— Data block —
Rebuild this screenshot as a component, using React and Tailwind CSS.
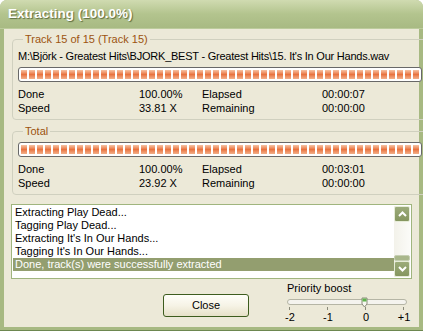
import React from 'react';

const font = { fontFamily: '"Liberation Sans", Arial, sans-serif' };

const ProgressBar = () => (
  <div className="h-[15px] rounded-[3px] border border-[#686868] bg-white p-[2px] overflow-hidden">
    <div className="flex h-full gap-[2px] overflow-hidden">
      {Array.from({ length: 50 }).map((_, i) => (
        <div
          key={i}
          className="w-[6px] h-full shrink-0 bg-gradient-to-b from-[#f6c3a3] via-[#e8733f] to-[#f2b08a]"
        />
      ))}
    </div>
  </div>
);

const StatRows = ({ rows }) => (
  <div className="mt-[5px]">
    {rows.map((r) => (
      <div key={r[0]} className="flex h-[14px] items-center text-[11px] text-black">
        <span className="w-[121px]">{r[0]}</span>
        <span className="w-[63px]">{r[1]}</span>
        <span className="w-[120px]">{r[2]}</span>
        <span>{r[3]}</span>
      </div>
    ))}
  </div>
);

const Group = ({ title, children }) => (
  <fieldset className="rounded-[4px] border border-[#d0d0bf] pl-[5px] pr-[7px] pb-[4px]">
    <legend className="ml-[5px] px-[2px] text-[11px] leading-[13px] text-[#9c5410]">{title}</legend>
    {children}
  </fieldset>
);

const ScrollBtn = ({ down }) => (
  <div className="w-[16px] h-[16px] rounded-[2px] border border-[#e6ecd8] bg-gradient-to-b from-[#9cab7a] to-[#85965f] flex items-center justify-center">
    <svg width="9" height="6" viewBox="0 0 9 6">
      <path
        d={down ? 'M1 1 L4.5 4.5 L8 1' : 'M1 5 L4.5 1.5 L8 5'}
        fill="none"
        stroke="white"
        strokeWidth="2"
      />
    </svg>
  </div>
);

export default function App() {
  const log = [
    'Extracting Play Dead...',
    'Tagging Play Dead...',
    "Extracting It's In Our Hands...",
    "Tagging It's In Our Hands...",
  ];

  return (
    <div style={font} className="w-[423px] h-[331px] flex flex-col bg-[#a7b982] rounded-t-[7px] overflow-hidden border-b border-[#6d8750]">
      {/* Title bar */}
      <div className="h-[29px] shrink-0 flex items-center pl-[8px] bg-gradient-to-b from-[#d0dbb1] via-[#b3c48e] to-[#a8ba83] border-b border-[#bccb9c]">
        <span className="text-[13.5px] font-bold text-white [text-shadow:1px_1px_1px_#5d6b40]">
          Extracting (100.0%)
        </span>
      </div>

      {/* Body */}
      <div className="flex-1 mx-[4px] mb-[3px] bg-[#ece9d8] flex flex-col pt-[4px] pl-[8px] pr-[7px]">
        <Group title="Track 15 of 15 (Track 15)">
          <div className="text-[11px] leading-[13px] text-black mt-[4px] mb-[4px] tracking-[-0.23px] whitespace-nowrap">
            M:\Björk - Greatest Hits\BJORK_BEST - Greatest Hits\15. It's In Our Hands.wav
          </div>
          <ProgressBar />
          <StatRows
            rows={[
              ['Done', '100.00%', 'Elapsed', '00:00:07'],
              ['Speed', '33.81 X', 'Remaining', '00:00:00'],
            ]}
          />
        </Group>

        <div className="mt-[5px]">
          <Group title="Total">
            <div className="mt-[4px]">
              <ProgressBar />
            </div>
            <StatRows
              rows={[
                ['Done', '100.00%', 'Elapsed', '00:03:01'],
                ['Speed', '23.92 X', 'Remaining', '00:00:00'],
              ]}
            />
          </Group>
        </div>

        {/* Log list */}
        <div className="mt-[9px] -ml-[1px] h-[75px] border border-[#a0b57e] bg-white flex">
          <div className="flex-1 pt-[1px] pl-[1px] text-[11px] leading-[13px] text-black">
            {log.map((l) => (
              <div key={l} className="h-[13px] pl-[2px]">{l}</div>
            ))}
            <div className="h-[13px] pl-[2px] bg-[#939e6f] text-white">
              Done, track(s) were successfully extracted
            </div>
          </div>
          <div className="w-[16px] my-[1px] mr-[1px] flex flex-col bg-gradient-to-r from-[#f3f2ea] to-[#fbfbf8]">
            <ScrollBtn />
            <div className="flex-1 flex flex-col justify-end">
              <div className="h-[6px] rounded-[2px] border border-[#c6cfb3] bg-[#a9b78b]" />
            </div>
            <ScrollBtn down />
          </div>
        </div>

        {/* Bottom row */}
        <div className="flex">
          <button className="shrink-0 ml-[151px] mt-[15px] w-[86px] h-[23px] rounded-[3px] border border-[#3d5c1e] bg-gradient-to-b from-[#fefef9] via-[#f6f3e6] to-[#e6e1c8] text-[11px] text-black">
            Close
          </button>
          <div className="shrink-0 ml-[38px] mt-[3px] text-[11px] text-black">
            <div className="leading-[13px]">Priority boost</div>
            <svg width="124" height="14" className="block mt-[2px] -ml-[1px]">
              <rect x="1.5" y="2.5" width="119" height="5" rx="2.5" fill="#f4f3ee" stroke="#b5b5a5" />
              <path d="M76 1 h5 v6 l-2.5 3 l-2.5 -3 z" fill="#f7f7f0" stroke="#8a8a7a" />
              <rect x="76.5" y="1.5" width="4" height="3" fill="#5fb34b" />
              <line x1="3.5" y1="10" x2="3.5" y2="13" stroke="#8a8a7a" />
              <line x1="41.5" y1="10" x2="41.5" y2="13" stroke="#8a8a7a" />
              <line x1="79.5" y1="10" x2="79.5" y2="13" stroke="#8a8a7a" />
              <line x1="117.5" y1="10" x2="117.5" y2="13" stroke="#8a8a7a" />
            </svg>
            <div className="grid grid-cols-[38px_38px_38px_38px] -ml-[16px] leading-[12px]">
              <span className="text-center">-2</span>
              <span className="text-center">-1</span>
              <span className="text-center">0</span>
              <span className="text-center">+1</span>
            </div>
          </div>
        </div>
      </div>
    </div>
  );
}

— Problem statement —
Across the data above, how many lines include the word "React"? Give only the count.

— Result —
2